Rows from a dataset of pages and code
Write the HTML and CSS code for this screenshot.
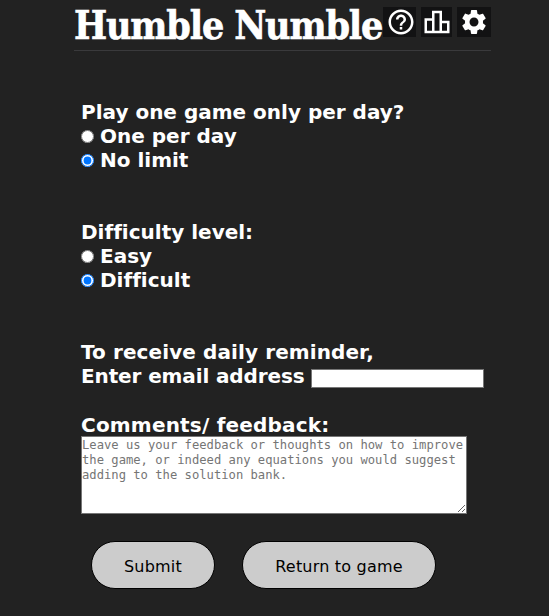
FILE: index.html
```html
<!DOCTYPE html>
<html lang="en">
<head>
<meta charset="utf-8">
<title>Humble Numble</title>
<link rel="stylesheet" href="styles.css">
</head>
<body>
<main class="game">
  <header class="header">
    <h1 class="title">Humble Numble</h1>
    <button class="icon help" aria-label="Help"><svg viewBox="0 0 24 24"><path d="M11 18h2v-2h-2v2zm1-16C6.48 2 2 6.48 2 12s4.48 10 10 10 10-4.480 10-10S17.520 2 12 2zm0 18c-4.410 0-8-3.590-8-8s3.590-8 8-8 8 3.590 8 8-3.590 8-8 8zm0-14c-2.210 0-4 1.790-4 4h2c0-1.100.9-2 2-2s2 .9 2 2c0 2-3 1.750-3 5h2c0-2.250 3-2.500 3-5 0-2.210-1.790-4-4-4z"/></svg></button>
    <button class="icon stats" aria-label="Statistics"><svg viewBox="0 0 24 24"><path d="M16 11V3H8v6H2v12h20V11h-6zm-6-6h4v14h-4V5zm-6 6h4v8H4v-8zm16 8h-4v-6h4v6z"/></svg></button>
    <button class="icon settings" aria-label="Settings"><svg viewBox="0 0 24 24"><path d="M19.140 12.940c.04-.3.06-.61.06-.94 0-.32-.02-.64-.07-.94l2.030-1.580c.18-.14.23-.41.12-.61l-1.920-3.320c-.12-.22-.37-.29-.59-.22l-2.390.96c-.5-.38-1.030-.7-1.620-.94l-.36-2.540c-.04-.24-.24-.41-.48-.41h-3.840c-.24 0-.43.17-.47.41l-.36 2.540c-.59.24-1.130.57-1.620.94l-2.390-.96c-.22-.08-.47 0-.59.22L2.740 8.870c-.12.21-.08.47.12.61l2.030 1.580c-.05.3-.09.63-.09.94s.02.64.07.94l-2.030 1.580c-.18.14-.23.41-.12.61l1.920 3.320c.12.22.37.29.59.22l2.390-.96c.5.38 1.030.7 1.620.94l.36 2.540c.05.24.24.41.48.41h3.840c.24 0 .44-.17.47-.41l.36-2.540c.59-.24 1.130-.56 1.620-.94l2.390.96c.22.08.47 0 .59-.22l1.920-3.320c.12-.22.07-.47-.12-.61l-2.010-1.580zM12 15.600c-1.980 0-3.600-1.620-3.600-3.600s1.620-3.600 3.600-3.600 3.600 1.620 3.600 3.600-1.620 3.600-3.600 3.600z"/></svg></button>
  </header>
  <form class="form">
    <section class="group">
      <div class="line">Play one game only per day?</div>
      <label class="line"><input class="radio" type="radio" name="limit">One per day</label>
      <label class="line"><input class="radio" type="radio" name="limit" checked>No limit</label>
    </section>
    <section class="group">
      <div class="line">Difficulty level:</div>
      <label class="line"><input class="radio" type="radio" name="level">Easy</label>
      <label class="line"><input class="radio" type="radio" name="level" checked>Difficult</label>
    </section>
    <section class="group reminder">
      <div class="line wide">To receive daily reminder,</div>
      <label class="line tight">Enter email address<input class="email" type="text"></label>
    </section>
    <section>
      <div class="line wider">Comments/ feedback:</div>
      <textarea class="feedback" placeholder="Leave us your feedback or thoughts on how to improve the game, or indeed any equations you would suggest adding to the solution bank."></textarea>
    </section>
    <div class="actions">
      <button class="button submit" type="button">Submit</button>
      <button class="button return" type="button">Return to game</button>
    </div>
  </form>
</main>
</body>
</html>
```
FILE: styles.css
```css
* { box-sizing: border-box; }
body {
  margin: 0;
  background: #222;
  color: #fff;
  font-family: Verdana, "DejaVu Sans", sans-serif;
  font-variant-ligatures: none;
  overflow: hidden;
}
.game { width: 417px; margin-left: 74px; }
.header {
  display: flex;
  align-items: flex-start;
  height: 51px;
  padding-top: 7px;
  border-bottom: 1px solid #3a3a3c;
}
.title {
  width: 309px;
  margin: -7px 0 0;
  font: bold 39px/50px "Roboto Slab", "DejaVu Serif Condensed", "DejaVu Serif", serif;
  font-stretch: condensed;
  letter-spacing: -1.15px;
  -webkit-text-stroke: 0.6px #fff;
  white-space: nowrap;
}
.icon {
  display: flex;
  align-items: center;
  justify-content: center;
  flex: none;
  height: 30px;
  padding: 0;
  border: 0;
  background: #121213;
}
.icon svg { flex: none; width: 30px; height: 30px; fill: #fff; }
.help { width: 33px; padding-left: 2px; }
.stats { width: 31px; margin-left: 5px; }
.settings { width: 34px; margin-left: 5px; }
.form {
  padding: 49px 0 0 7px;
  font-size: 20px;
  font-weight: bold;
}
.group { margin-bottom: 48px; }
.reminder { margin-bottom: 25px; }
.line {
  display: flex;
  align-items: center;
  height: 24px;
  line-height: 24px;
  white-space: nowrap;
}
.wide { letter-spacing: 0.1px; }
.wider { letter-spacing: 0.2px; }
.tight { letter-spacing: -0.12px; }
.radio { flex: none; width: 13px; height: 13px; margin: 1px 6px 0 0; }
.email {
  width: 173px;
  height: 19px;
  margin: 5px 0 0 6px;
  border: 1px solid #767676;
  background: #fff;
}
.feedback {
  display: block;
  width: 386px;
  height: 78px;
  margin-top: -1px;
  padding: 1px 0;
  border: 1px solid #767676;
  background: #fff;
  font: 12.18px/15px "DejaVu Sans Mono", monospace;
}
.feedback::placeholder { color: #757575; }
.actions { display: flex; gap: 27px; margin: 27px 0 0 10px; }
.button {
  height: 48px;
  padding: 2px 0 0;
  border: 1px solid #000;
  border-radius: 24px;
  background: #ccc;
  color: #000;
  font: 16px Verdana, "DejaVu Sans", sans-serif;
  letter-spacing: 0.2px;
}
.submit { width: 124px; }
.return { width: 194px; }
```
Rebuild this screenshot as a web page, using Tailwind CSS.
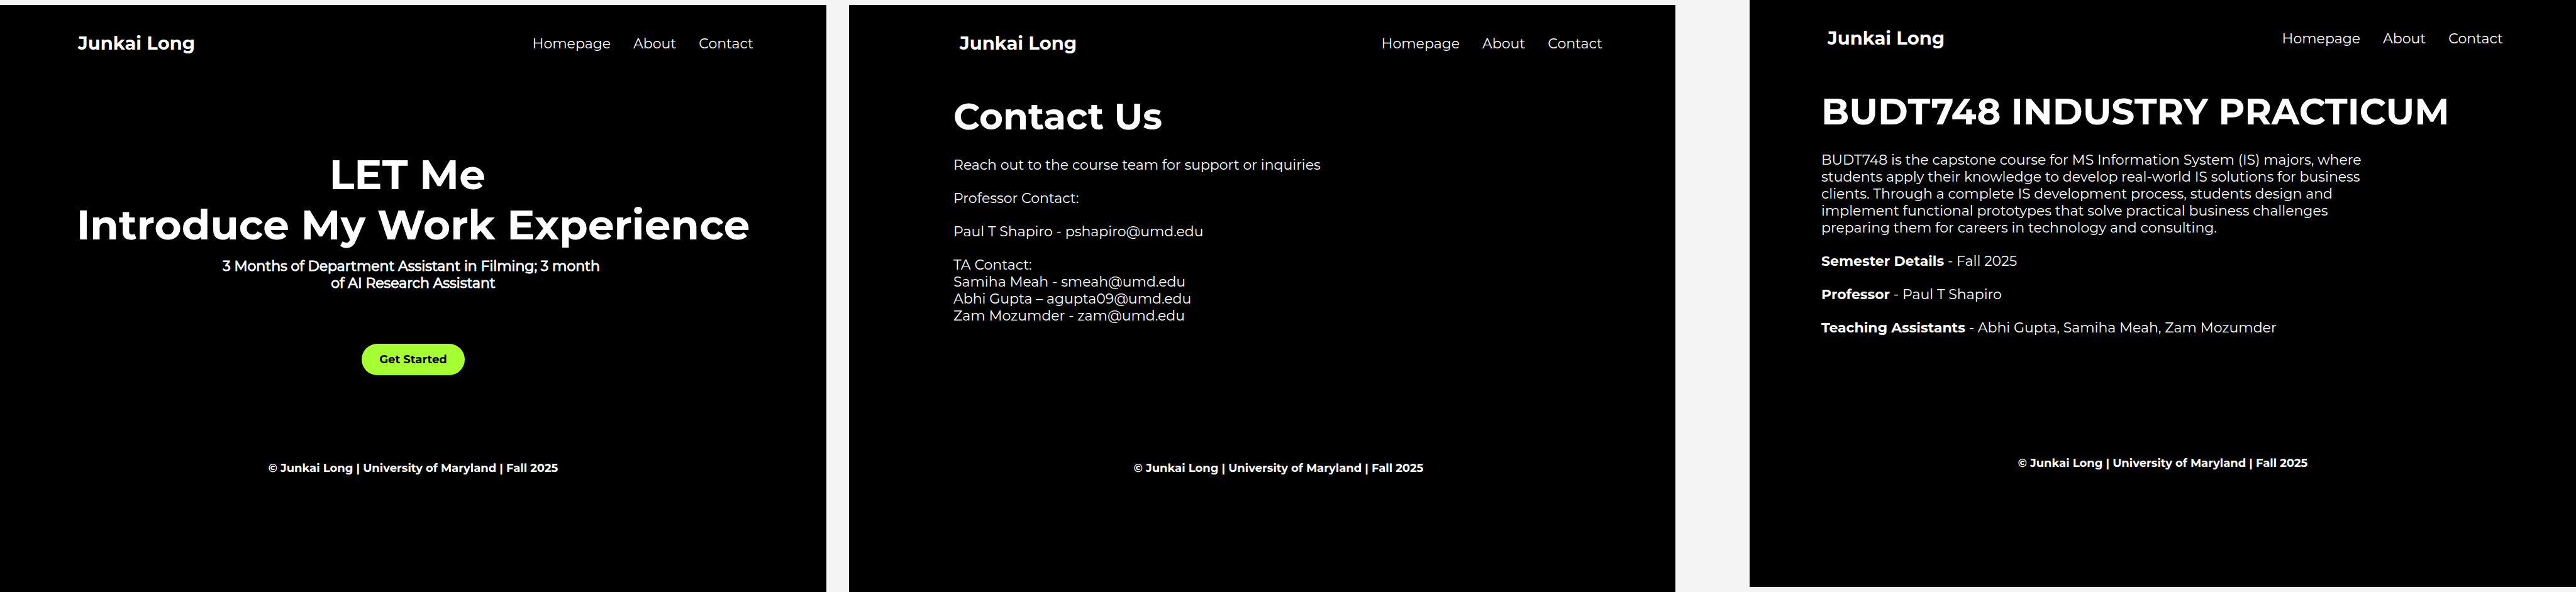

Exercise task – Skip every picture and transcribe the data above exactly.

Exercise output –
Write the HTML and CSS code for this screenshot.
FILE: index.html
```html
<!DOCTYPE html>
<html lang="en">
<head>
<meta charset="utf-8">
<title>Humble Numble</title>
<link rel="stylesheet" href="styles.css">
</head>
<body>
<main class="game">
  <header class="header">
    <h1 class="title">Humble Numble</h1>
    <button class="icon help" aria-label="Help"><svg viewBox="0 0 24 24"><path d="M11 18h2v-2h-2v2zm1-16C6.48 2 2 6.48 2 12s4.48 10 10 10 10-4.480 10-10S17.520 2 12 2zm0 18c-4.410 0-8-3.590-8-8s3.590-8 8-8 8 3.590 8 8-3.590 8-8 8zm0-14c-2.210 0-4 1.790-4 4h2c0-1.100.9-2 2-2s2 .9 2 2c0 2-3 1.750-3 5h2c0-2.250 3-2.500 3-5 0-2.210-1.790-4-4-4z"/></svg></button>
    <button class="icon stats" aria-label="Statistics"><svg viewBox="0 0 24 24"><path d="M16 11V3H8v6H2v12h20V11h-6zm-6-6h4v14h-4V5zm-6 6h4v8H4v-8zm16 8h-4v-6h4v6z"/></svg></button>
    <button class="icon settings" aria-label="Settings"><svg viewBox="0 0 24 24"><path d="M19.140 12.940c.04-.3.06-.61.06-.94 0-.32-.02-.64-.07-.94l2.030-1.580c.18-.14.23-.41.12-.61l-1.920-3.320c-.12-.22-.37-.29-.59-.22l-2.390.96c-.5-.38-1.030-.7-1.620-.94l-.36-2.540c-.04-.24-.24-.41-.48-.41h-3.840c-.24 0-.43.17-.47.41l-.36 2.540c-.59.24-1.130.57-1.620.94l-2.390-.96c-.22-.08-.47 0-.59.22L2.740 8.870c-.12.21-.08.47.12.61l2.030 1.580c-.05.3-.09.63-.09.94s.02.64.07.94l-2.030 1.580c-.18.14-.23.41-.12.61l1.920 3.320c.12.22.37.29.59.22l2.390-.96c.5.38 1.030.7 1.620.94l.36 2.540c.05.24.24.41.48.41h3.840c.24 0 .44-.17.47-.41l.36-2.540c.59-.24 1.130-.56 1.620-.94l2.390.96c.22.08.47 0 .59-.22l1.920-3.320c.12-.22.07-.47-.12-.61l-2.010-1.580zM12 15.600c-1.980 0-3.600-1.620-3.600-3.600s1.620-3.600 3.600-3.600 3.600 1.620 3.600 3.600-1.620 3.600-3.600 3.600z"/></svg></button>
  </header>
  <form class="form">
    <section class="group">
      <div class="line">Play one game only per day?</div>
      <label class="line"><input class="radio" type="radio" name="limit">One per day</label>
      <label class="line"><input class="radio" type="radio" name="limit" checked>No limit</label>
    </section>
    <section class="group">
      <div class="line">Difficulty level:</div>
      <label class="line"><input class="radio" type="radio" name="level">Easy</label>
      <label class="line"><input class="radio" type="radio" name="level" checked>Difficult</label>
    </section>
    <section class="group reminder">
      <div class="line wide">To receive daily reminder,</div>
      <label class="line tight">Enter email address<input class="email" type="text"></label>
    </section>
    <section>
      <div class="line wider">Comments/ feedback:</div>
      <textarea class="feedback" placeholder="Leave us your feedback or thoughts on how to improve the game, or indeed any equations you would suggest adding to the solution bank."></textarea>
    </section>
    <div class="actions">
      <button class="button submit" type="button">Submit</button>
      <button class="button return" type="button">Return to game</button>
    </div>
  </form>
</main>
</body>
</html>
```
FILE: styles.css
```css
* { box-sizing: border-box; }
body {
  margin: 0;
  background: #222;
  color: #fff;
  font-family: Verdana, "DejaVu Sans", sans-serif;
  font-variant-ligatures: none;
  overflow: hidden;
}
.game { width: 417px; margin-left: 74px; }
.header {
  display: flex;
  align-items: flex-start;
  height: 51px;
  padding-top: 7px;
  border-bottom: 1px solid #3a3a3c;
}
.title {
  width: 309px;
  margin: -7px 0 0;
  font: bold 39px/50px "Roboto Slab", "DejaVu Serif Condensed", "DejaVu Serif", serif;
  font-stretch: condensed;
  letter-spacing: -1.15px;
  -webkit-text-stroke: 0.6px #fff;
  white-space: nowrap;
}
.icon {
  display: flex;
  align-items: center;
  justify-content: center;
  flex: none;
  height: 30px;
  padding: 0;
  border: 0;
  background: #121213;
}
.icon svg { flex: none; width: 30px; height: 30px; fill: #fff; }
.help { width: 33px; padding-left: 2px; }
.stats { width: 31px; margin-left: 5px; }
.settings { width: 34px; margin-left: 5px; }
.form {
  padding: 49px 0 0 7px;
  font-size: 20px;
  font-weight: bold;
}
.group { margin-bottom: 48px; }
.reminder { margin-bottom: 25px; }
.line {
  display: flex;
  align-items: center;
  height: 24px;
  line-height: 24px;
  white-space: nowrap;
}
.wide { letter-spacing: 0.1px; }
.wider { letter-spacing: 0.2px; }
.tight { letter-spacing: -0.12px; }
.radio { flex: none; width: 13px; height: 13px; margin: 1px 6px 0 0; }
.email {
  width: 173px;
  height: 19px;
  margin: 5px 0 0 6px;
  border: 1px solid #767676;
  background: #fff;
}
.feedback {
  display: block;
  width: 386px;
  height: 78px;
  margin-top: -1px;
  padding: 1px 0;
  border: 1px solid #767676;
  background: #fff;
  font: 12.18px/15px "DejaVu Sans Mono", monospace;
}
.feedback::placeholder { color: #757575; }
.actions { display: flex; gap: 27px; margin: 27px 0 0 10px; }
.button {
  height: 48px;
  padding: 2px 0 0;
  border: 1px solid #000;
  border-radius: 24px;
  background: #ccc;
  color: #000;
  font: 16px Verdana, "DejaVu Sans", sans-serif;
  letter-spacing: 0.2px;
}
.submit { width: 124px; }
.return { width: 194px; }
```
Rebuild this screenshot as a web page, using Tailwind CSS.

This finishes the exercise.